Why Nixing The Employer Deduction Is A Shame
Am I the only one who finds it weird for media types and Congress to be freaking out over the timing of the health care bill? If lawmakers don't get their August recess or have to work a weekend, I think the Republic can survive. The point is not to get it soon, but get it right.
That said, Jon Cohn does make a good point about the employer deduction.
According to several sources on and off Capitol Hill, Reid’s primary message was about the financing of reform. Baucus had hoped to get around $300 billion in funding over the next ten years by capping the tax exclusion on group health benefits. I’m not sure what the exact parameters of the cap were supposed to be, but it's safe to assume they would either have hit a small number of people, hit people with a small tax hike, or some combination of the two.
This apparently was unacceptable to several members of the Democratic caucus. Highly unacceptable. If reform included a cap on the exclusion, Reid warned, between ten and fifteen Democrats would oppose it. That's why Baucus and his colleagues on Finance are back to looking for money.
What sparked this Democrats' resistance? Unions like the American Federation of State, County, and Municipal Employees (AFSCME) have been up in arms about the idea, because some of their members would end up paying slightly higher taxes. But the polls showing widespread opposition to the idea may have been more influential.
I’ve discussed the merits of the capping the exclusion in this space before, many times. Like many health care experts, I think it achieves two important policy goals: It helps raise the large sums of money necessary to pay for expanding coverage and it fixes some of the poor incentives in our health care system. But the public skepticism is real, even if the polls phrase the questions in leading ways. And there are other, perfectly reasonable ways of financing reform.
It's a shame that the unions knee-capped this deal, though politicians deserve some of the blame for failing to sell it to the public in the way that Cohn describes. Capping the tax exclusion would reverse some of the incentives in the health care system. It would eliminate the kind of bargaining for better health care in such a way that drives up costs. What's more, like Willie Sutton said, it's where the money is, and one can envision a scenario where enough votes exist for the structure of reform and not the funding, and the whole thing breaks apart, a fatal blow to the progressive agenda.
I do know one thing, though. It’s going to cost at least $1 trillion over ten years to accomplish these goals, probably a bit more if we want to do it right. And if somebody doesn’t put together 50 votes in the Senate, let alone 60, for a combination of new revenue and spending cuts equal to that amount, the goals will not be realized.
To be clear, the situation is not dire. (See, no panic light today!) The legislative process is messy. As sure as there will be bad times, there will be good. Just a week ago, the Senate Health, Education, Labor, and Pensions (HELP) Committee put out a bill that showed how you could cover most people, providing mostly good insurance, for between $1 and $1.3 trillion, give or take. Previous CBO estimates suggested that might not be possible. So this was no small thing.

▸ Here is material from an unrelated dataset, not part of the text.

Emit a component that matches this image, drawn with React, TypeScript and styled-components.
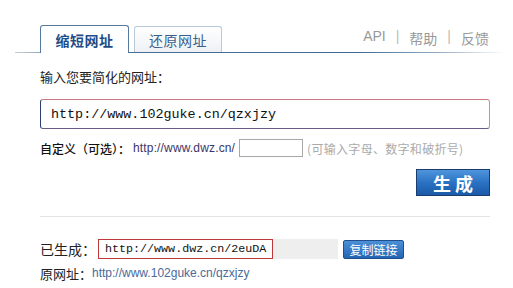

And while the structure of reform may look like a mess if it went through reconciliation, certainly the funding could travel through that gauntlet virtually intact. Funding mechanisms and offsets are, after all, the POINT of reconciliation. So 50 votes are required for that element of it, in my view.
We may end up with Obama's initial idea of capping charitable deductions, which I find perfectly reasonable. But Ezra Klein makes an important point. Losing the elements of the policy that would change the system of health care delivery and funding leaves you possibly with expanded coverage, but not with anything you can really call reform:
There are certain policies under consideration right now that could significantly change how the health-care system functions. A tax on employer benefits, for instance, that begins to reduce the primacy of employer-sponsored health coverage. A public plan that's accessible to all Americans. A Health Insurance Exchange that's open to everyone and can offer an alternative to both the employer and the individual markets. An individual mandate creates the expectation of universal coverage and a mechanism for achieving it.
But if those elements -- and maybe a few others I'm forgetting -- are stripped from the final legislation or significantly weakened, then the bill will not be a reform of our health-care system. It will be a coverage expansion. It might make certain improvements to the current system through insurance market regulations and delivery system changes. That might be, on balance, a hefty improvement against the status quo. But it will not be health-care reform. It will not change the fundamental dynamics of our current system. It might even strengthen them.
In other words, keeping the employer-based system in place, failing to increase competition for insurance, keeping a health amount of the uninsured - I don't see how all of these things can stay in place and, simultaneously, the cost of health care lowers over time, for individuals, businesses and government. And I don't see how quality improves, either.
It's almost not worth the effort if the dynamics of the system remain constant.